#### RECORDED INFORMATION
"""

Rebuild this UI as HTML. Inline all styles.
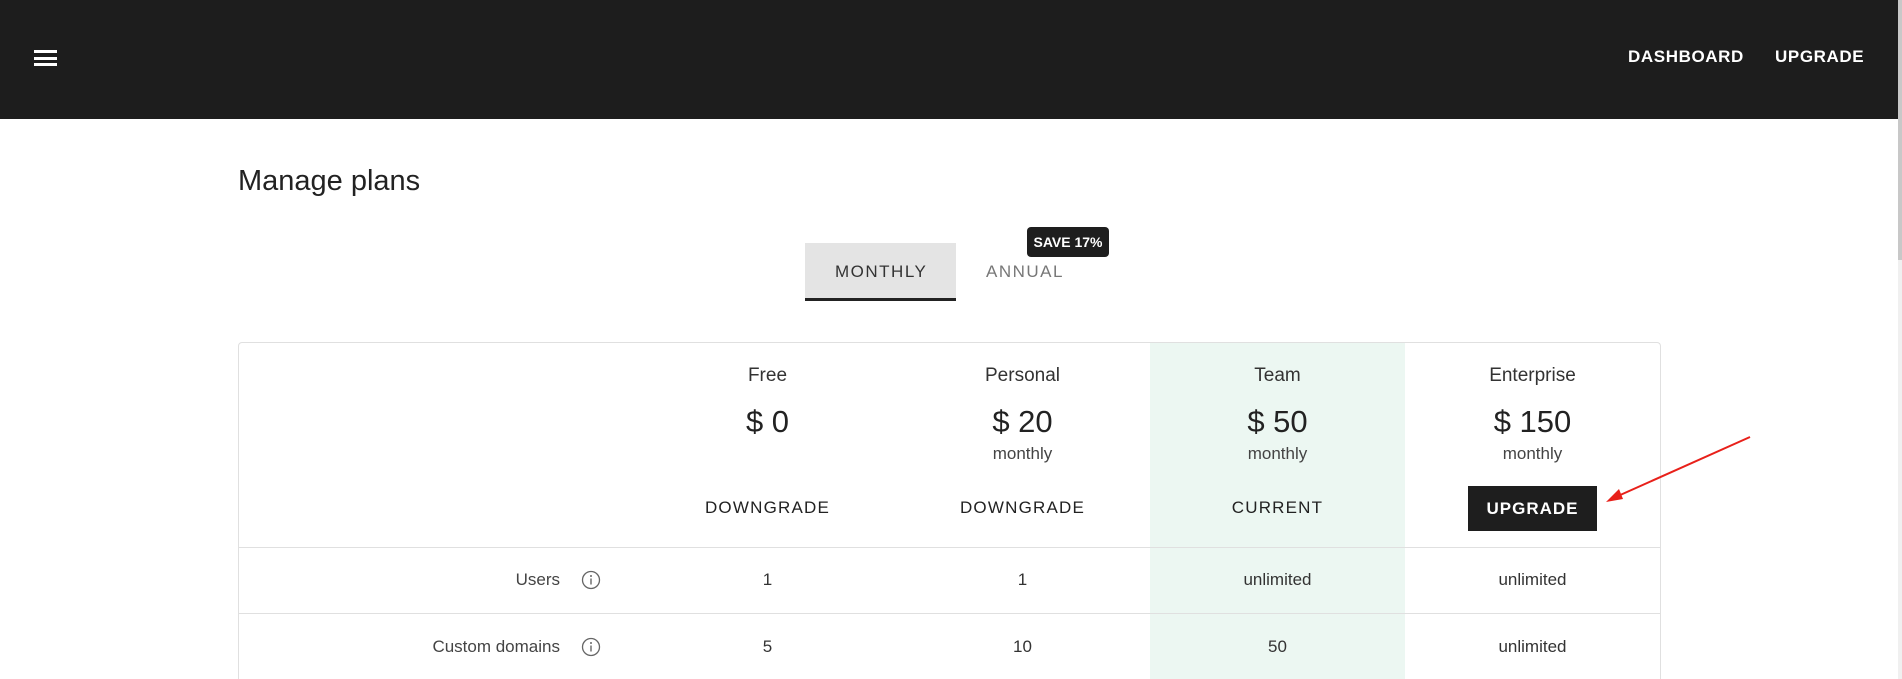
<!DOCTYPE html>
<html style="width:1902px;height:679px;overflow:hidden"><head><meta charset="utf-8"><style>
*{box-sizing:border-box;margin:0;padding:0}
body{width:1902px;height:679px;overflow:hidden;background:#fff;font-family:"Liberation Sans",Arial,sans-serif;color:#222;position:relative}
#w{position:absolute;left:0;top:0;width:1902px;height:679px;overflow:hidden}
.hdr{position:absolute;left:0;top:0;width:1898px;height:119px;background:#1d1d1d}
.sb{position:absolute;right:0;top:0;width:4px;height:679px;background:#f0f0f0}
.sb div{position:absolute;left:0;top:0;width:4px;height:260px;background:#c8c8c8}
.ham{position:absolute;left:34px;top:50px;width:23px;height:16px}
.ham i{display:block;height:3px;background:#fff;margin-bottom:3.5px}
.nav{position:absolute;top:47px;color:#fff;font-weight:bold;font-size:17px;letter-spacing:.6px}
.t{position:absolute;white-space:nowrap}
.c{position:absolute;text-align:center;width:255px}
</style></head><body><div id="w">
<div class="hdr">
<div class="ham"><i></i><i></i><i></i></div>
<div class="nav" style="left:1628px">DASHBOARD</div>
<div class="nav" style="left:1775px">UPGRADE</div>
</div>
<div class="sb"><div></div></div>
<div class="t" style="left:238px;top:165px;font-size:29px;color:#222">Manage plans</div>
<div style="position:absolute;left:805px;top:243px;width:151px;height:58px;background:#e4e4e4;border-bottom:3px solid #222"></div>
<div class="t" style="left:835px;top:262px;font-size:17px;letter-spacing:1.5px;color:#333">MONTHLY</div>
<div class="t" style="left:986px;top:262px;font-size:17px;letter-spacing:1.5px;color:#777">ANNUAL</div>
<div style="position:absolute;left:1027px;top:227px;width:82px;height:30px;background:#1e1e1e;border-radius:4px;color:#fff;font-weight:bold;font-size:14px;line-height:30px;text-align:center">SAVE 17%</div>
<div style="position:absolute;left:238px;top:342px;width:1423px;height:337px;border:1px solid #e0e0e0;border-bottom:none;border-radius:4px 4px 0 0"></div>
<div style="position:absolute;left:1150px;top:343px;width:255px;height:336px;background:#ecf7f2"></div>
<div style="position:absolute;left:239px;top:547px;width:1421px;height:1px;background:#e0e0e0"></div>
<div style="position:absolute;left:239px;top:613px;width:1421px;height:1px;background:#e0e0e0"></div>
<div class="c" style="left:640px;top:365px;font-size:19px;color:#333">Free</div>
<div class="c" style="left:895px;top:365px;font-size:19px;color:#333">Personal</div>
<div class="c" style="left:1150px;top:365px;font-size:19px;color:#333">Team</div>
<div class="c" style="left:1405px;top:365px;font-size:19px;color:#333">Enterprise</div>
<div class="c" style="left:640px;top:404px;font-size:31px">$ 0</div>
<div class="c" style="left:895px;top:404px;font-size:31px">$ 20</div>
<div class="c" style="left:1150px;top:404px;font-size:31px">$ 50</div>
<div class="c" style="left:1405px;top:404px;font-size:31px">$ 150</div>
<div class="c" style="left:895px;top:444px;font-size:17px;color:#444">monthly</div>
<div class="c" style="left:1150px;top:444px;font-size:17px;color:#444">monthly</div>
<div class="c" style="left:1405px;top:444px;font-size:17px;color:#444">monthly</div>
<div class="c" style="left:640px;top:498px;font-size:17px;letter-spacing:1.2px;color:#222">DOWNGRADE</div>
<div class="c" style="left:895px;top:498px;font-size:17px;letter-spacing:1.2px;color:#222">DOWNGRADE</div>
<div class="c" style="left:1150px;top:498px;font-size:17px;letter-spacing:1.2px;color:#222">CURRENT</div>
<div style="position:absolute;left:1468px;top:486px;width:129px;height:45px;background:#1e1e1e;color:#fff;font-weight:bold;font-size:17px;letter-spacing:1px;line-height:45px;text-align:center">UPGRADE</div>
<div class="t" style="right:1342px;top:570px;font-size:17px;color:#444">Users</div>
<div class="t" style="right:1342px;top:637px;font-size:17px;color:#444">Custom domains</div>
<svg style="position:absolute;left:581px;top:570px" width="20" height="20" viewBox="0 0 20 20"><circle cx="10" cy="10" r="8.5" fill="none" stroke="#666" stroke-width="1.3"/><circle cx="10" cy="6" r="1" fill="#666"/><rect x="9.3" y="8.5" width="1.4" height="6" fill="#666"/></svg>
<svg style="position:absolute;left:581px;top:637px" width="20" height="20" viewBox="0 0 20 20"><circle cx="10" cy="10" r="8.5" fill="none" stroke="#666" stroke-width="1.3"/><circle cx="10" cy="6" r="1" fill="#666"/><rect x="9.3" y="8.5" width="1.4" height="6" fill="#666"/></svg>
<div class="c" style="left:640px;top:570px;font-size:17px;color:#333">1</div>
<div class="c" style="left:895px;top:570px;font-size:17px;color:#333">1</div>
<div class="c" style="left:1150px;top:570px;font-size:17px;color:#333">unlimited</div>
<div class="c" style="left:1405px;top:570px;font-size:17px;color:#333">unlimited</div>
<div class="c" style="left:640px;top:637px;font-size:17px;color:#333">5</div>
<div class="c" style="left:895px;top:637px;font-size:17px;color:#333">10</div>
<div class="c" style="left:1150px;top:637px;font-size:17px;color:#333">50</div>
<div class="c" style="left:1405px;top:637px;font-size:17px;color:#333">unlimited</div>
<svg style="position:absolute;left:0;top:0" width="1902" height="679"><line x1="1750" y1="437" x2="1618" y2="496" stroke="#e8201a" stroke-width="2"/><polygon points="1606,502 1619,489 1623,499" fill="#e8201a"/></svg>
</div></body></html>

"""

#### GOAL
Transcribe the full listing character for character. Pictures are excluded.

#### SOLUTION TO THE PROBLEM
Rebuild this UI as HTML. Inline all styles.
<!DOCTYPE html>
<html style="width:1902px;height:679px;overflow:hidden"><head><meta charset="utf-8"><style>
*{box-sizing:border-box;margin:0;padding:0}
body{width:1902px;height:679px;overflow:hidden;background:#fff;font-family:"Liberation Sans",Arial,sans-serif;color:#222;position:relative}
#w{position:absolute;left:0;top:0;width:1902px;height:679px;overflow:hidden}
.hdr{position:absolute;left:0;top:0;width:1898px;height:119px;background:#1d1d1d}
.sb{position:absolute;right:0;top:0;width:4px;height:679px;background:#f0f0f0}
.sb div{position:absolute;left:0;top:0;width:4px;height:260px;background:#c8c8c8}
.ham{position:absolute;left:34px;top:50px;width:23px;height:16px}
.ham i{display:block;height:3px;background:#fff;margin-bottom:3.5px}
.nav{position:absolute;top:47px;color:#fff;font-weight:bold;font-size:17px;letter-spacing:.6px}
.t{position:absolute;white-space:nowrap}
.c{position:absolute;text-align:center;width:255px}
</style></head><body><div id="w">
<div class="hdr">
<div class="ham"><i></i><i></i><i></i></div>
<div class="nav" style="left:1628px">DASHBOARD</div>
<div class="nav" style="left:1775px">UPGRADE</div>
</div>
<div class="sb"><div></div></div>
<div class="t" style="left:238px;top:165px;font-size:29px;color:#222">Manage plans</div>
<div style="position:absolute;left:805px;top:243px;width:151px;height:58px;background:#e4e4e4;border-bottom:3px solid #222"></div>
<div class="t" style="left:835px;top:262px;font-size:17px;letter-spacing:1.5px;color:#333">MONTHLY</div>
<div class="t" style="left:986px;top:262px;font-size:17px;letter-spacing:1.5px;color:#777">ANNUAL</div>
<div style="position:absolute;left:1027px;top:227px;width:82px;height:30px;background:#1e1e1e;border-radius:4px;color:#fff;font-weight:bold;font-size:14px;line-height:30px;text-align:center">SAVE 17%</div>
<div style="position:absolute;left:238px;top:342px;width:1423px;height:337px;border:1px solid #e0e0e0;border-bottom:none;border-radius:4px 4px 0 0"></div>
<div style="position:absolute;left:1150px;top:343px;width:255px;height:336px;background:#ecf7f2"></div>
<div style="position:absolute;left:239px;top:547px;width:1421px;height:1px;background:#e0e0e0"></div>
<div style="position:absolute;left:239px;top:613px;width:1421px;height:1px;background:#e0e0e0"></div>
<div class="c" style="left:640px;top:365px;font-size:19px;color:#333">Free</div>
<div class="c" style="left:895px;top:365px;font-size:19px;color:#333">Personal</div>
<div class="c" style="left:1150px;top:365px;font-size:19px;color:#333">Team</div>
<div class="c" style="left:1405px;top:365px;font-size:19px;color:#333">Enterprise</div>
<div class="c" style="left:640px;top:404px;font-size:31px">$ 0</div>
<div class="c" style="left:895px;top:404px;font-size:31px">$ 20</div>
<div class="c" style="left:1150px;top:404px;font-size:31px">$ 50</div>
<div class="c" style="left:1405px;top:404px;font-size:31px">$ 150</div>
<div class="c" style="left:895px;top:444px;font-size:17px;color:#444">monthly</div>
<div class="c" style="left:1150px;top:444px;font-size:17px;color:#444">monthly</div>
<div class="c" style="left:1405px;top:444px;font-size:17px;color:#444">monthly</div>
<div class="c" style="left:640px;top:498px;font-size:17px;letter-spacing:1.2px;color:#222">DOWNGRADE</div>
<div class="c" style="left:895px;top:498px;font-size:17px;letter-spacing:1.2px;color:#222">DOWNGRADE</div>
<div class="c" style="left:1150px;top:498px;font-size:17px;letter-spacing:1.2px;color:#222">CURRENT</div>
<div style="position:absolute;left:1468px;top:486px;width:129px;height:45px;background:#1e1e1e;color:#fff;font-weight:bold;font-size:17px;letter-spacing:1px;line-height:45px;text-align:center">UPGRADE</div>
<div class="t" style="right:1342px;top:570px;font-size:17px;color:#444">Users</div>
<div class="t" style="right:1342px;top:637px;font-size:17px;color:#444">Custom domains</div>
<svg style="position:absolute;left:581px;top:570px" width="20" height="20" viewBox="0 0 20 20"><circle cx="10" cy="10" r="8.5" fill="none" stroke="#666" stroke-width="1.3"/><circle cx="10" cy="6" r="1" fill="#666"/><rect x="9.3" y="8.5" width="1.4" height="6" fill="#666"/></svg>
<svg style="position:absolute;left:581px;top:637px" width="20" height="20" viewBox="0 0 20 20"><circle cx="10" cy="10" r="8.5" fill="none" stroke="#666" stroke-width="1.3"/><circle cx="10" cy="6" r="1" fill="#666"/><rect x="9.3" y="8.5" width="1.4" height="6" fill="#666"/></svg>
<div class="c" style="left:640px;top:570px;font-size:17px;color:#333">1</div>
<div class="c" style="left:895px;top:570px;font-size:17px;color:#333">1</div>
<div class="c" style="left:1150px;top:570px;font-size:17px;color:#333">unlimited</div>
<div class="c" style="left:1405px;top:570px;font-size:17px;color:#333">unlimited</div>
<div class="c" style="left:640px;top:637px;font-size:17px;color:#333">5</div>
<div class="c" style="left:895px;top:637px;font-size:17px;color:#333">10</div>
<div class="c" style="left:1150px;top:637px;font-size:17px;color:#333">50</div>
<div class="c" style="left:1405px;top:637px;font-size:17px;color:#333">unlimited</div>
<svg style="position:absolute;left:0;top:0" width="1902" height="679"><line x1="1750" y1="437" x2="1618" y2="496" stroke="#e8201a" stroke-width="2"/><polygon points="1606,502 1619,489 1623,499" fill="#e8201a"/></svg>
</div></body></html>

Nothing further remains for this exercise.